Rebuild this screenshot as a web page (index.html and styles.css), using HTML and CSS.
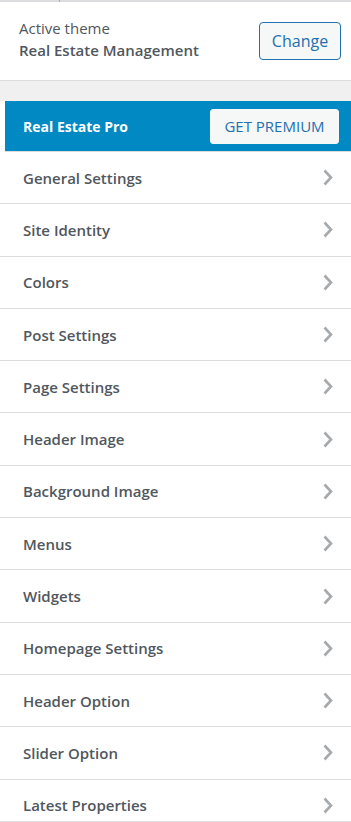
FILE: index.html
```html
<!DOCTYPE html>
<html lang="en">
<head>
  <meta charset="UTF-8">
  <meta name="viewport" content="width=device-width, initial-scale=1.0">
  <title>Customize</title>
  <link rel="stylesheet" href="styles.css">
</head>
<body>
  <div class="panel">
    <div class="top-edge"></div>
    <div class="theme-info">
      <div class="theme-text">
        <span class="theme-label">Active theme</span>
        <strong class="theme-name">Real Estate Management</strong>
      </div>
      <button class="btn change-btn">Change</button>
    </div>
    <div class="gap"></div>
    <div class="pro-bar">
      <span class="pro-title">Real Estate Pro</span>
      <button class="btn pro-btn">GET PREMIUM</button>
    </div>
    <ul class="sections">
      <li class="section">General Settings<svg class="chev" width="10" height="17" viewBox="0 0 10 17"><polyline points="1.5,1.5 8,8.5 1.5,15.5"/></svg></li>
      <li class="section">Site Identity<svg class="chev" width="10" height="17" viewBox="0 0 10 17"><polyline points="1.5,1.5 8,8.5 1.5,15.5"/></svg></li>
      <li class="section">Colors<svg class="chev" width="10" height="17" viewBox="0 0 10 17"><polyline points="1.5,1.5 8,8.5 1.5,15.5"/></svg></li>
      <li class="section">Post Settings<svg class="chev" width="10" height="17" viewBox="0 0 10 17"><polyline points="1.5,1.5 8,8.5 1.5,15.5"/></svg></li>
      <li class="section">Page Settings<svg class="chev" width="10" height="17" viewBox="0 0 10 17"><polyline points="1.5,1.5 8,8.5 1.5,15.5"/></svg></li>
      <li class="section">Header Image<svg class="chev" width="10" height="17" viewBox="0 0 10 17"><polyline points="1.5,1.5 8,8.5 1.5,15.5"/></svg></li>
      <li class="section">Background Image<svg class="chev" width="10" height="17" viewBox="0 0 10 17"><polyline points="1.5,1.5 8,8.5 1.5,15.5"/></svg></li>
      <li class="section">Menus<svg class="chev" width="10" height="17" viewBox="0 0 10 17"><polyline points="1.5,1.5 8,8.5 1.5,15.5"/></svg></li>
      <li class="section">Widgets<svg class="chev" width="10" height="17" viewBox="0 0 10 17"><polyline points="1.5,1.5 8,8.5 1.5,15.5"/></svg></li>
      <li class="section">Homepage Settings<svg class="chev" width="10" height="17" viewBox="0 0 10 17"><polyline points="1.5,1.5 8,8.5 1.5,15.5"/></svg></li>
      <li class="section">Header Option<svg class="chev" width="10" height="17" viewBox="0 0 10 17"><polyline points="1.5,1.5 8,8.5 1.5,15.5"/></svg></li>
      <li class="section">Slider Option<svg class="chev" width="10" height="17" viewBox="0 0 10 17"><polyline points="1.5,1.5 8,8.5 1.5,15.5"/></svg></li>
      <li class="section">Latest Properties<svg class="chev" width="10" height="17" viewBox="0 0 10 17"><polyline points="1.5,1.5 8,8.5 1.5,15.5"/></svg></li>
    </ul>
  </div>
</body>
</html>
```

FILE: styles.css
```css
body{
  margin: 0;
  padding: 0;
  background: #fff;
  font-family: "Open Sans", "Noto Sans", sans-serif;
  color: #50575e;
  overflow: hidden;
}
.panel{
  display: flex;
  flex-direction: column;
  height: 822px;
}
.top-edge{
  position: relative;
  flex: none;
  height: 2px;
  background: #dcdcde;
}
.top-edge::after{
  content: "";
  position: absolute;
  left: 59px;
  top: 0;
  width: 1px;
  height: 2px;
  background: #a7aaad;
}
.theme-info{
  flex: none;
  display: flex;
  align-items: center;
  justify-content: space-between;
  height: 79px;
  padding: 0 10px 0 19px;
  border-bottom: 1px solid #dcdcde;
  box-sizing: border-box;
}
.theme-text{
  display: flex;
  flex-direction: column;
  line-height: 22px;
  margin-top: -4px;
  font-size: 15px;
}
.theme-name{
  font-weight: 600;
}
.btn{
  font-family: inherit;
  background: #f6f7f7;
  color: #2271b1;
  border: 1px solid #2271b1;
  border-radius: 4px;
  cursor: pointer;
  padding: 0;
}
.change-btn{
  width: 82px;
  height: 38px;
  font-size: 16px;
}
.gap{
  flex: none;
  height: 20px;
  background: #f0f0f1;
}
.pro-bar{
  flex: none;
  display: flex;
  align-items: center;
  justify-content: space-between;
  height: 50px;
  margin-left: 5px;
  padding: 0 12px 0 18px;
  background: #0089c2;
  border-bottom: 1px solid #dcdcde;
}
.pro-title{
  color: #fff;
  font-size: 14px;
  font-weight: 700;
}
.pro-btn{
  width: 129px;
  height: 35px;
  font-size: 15px;
  border-color: #f6f7f7;
  border-radius: 3px;
}
.sections{
  flex: 1;
  min-height: 0;
  overflow: hidden;
  list-style: none;
  margin: 0;
  padding: 0;
  border-bottom: 1px solid #dcdcde;
}
.section{
  display: flex;
  align-items: center;
  justify-content: space-between;
  height: 51.3px;
  padding: 0 18px 0 23px;
  border-bottom: 1px solid #dcdcde;
  font-size: 15px;
  font-weight: 600;
}
.chev{
  fill: none;
  stroke: #a7aaad;
  stroke-width: 2.6;
}
```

▬▬▬▬▬▬▬▬▬▬

_Task objective_
Find "styles". Copy every line it occurs in.

_Task response_
Rebuild this screenshot as a web page (index.html and styles.css), using HTML and CSS.
  <link rel="stylesheet" href="styles.css">
FILE: styles.css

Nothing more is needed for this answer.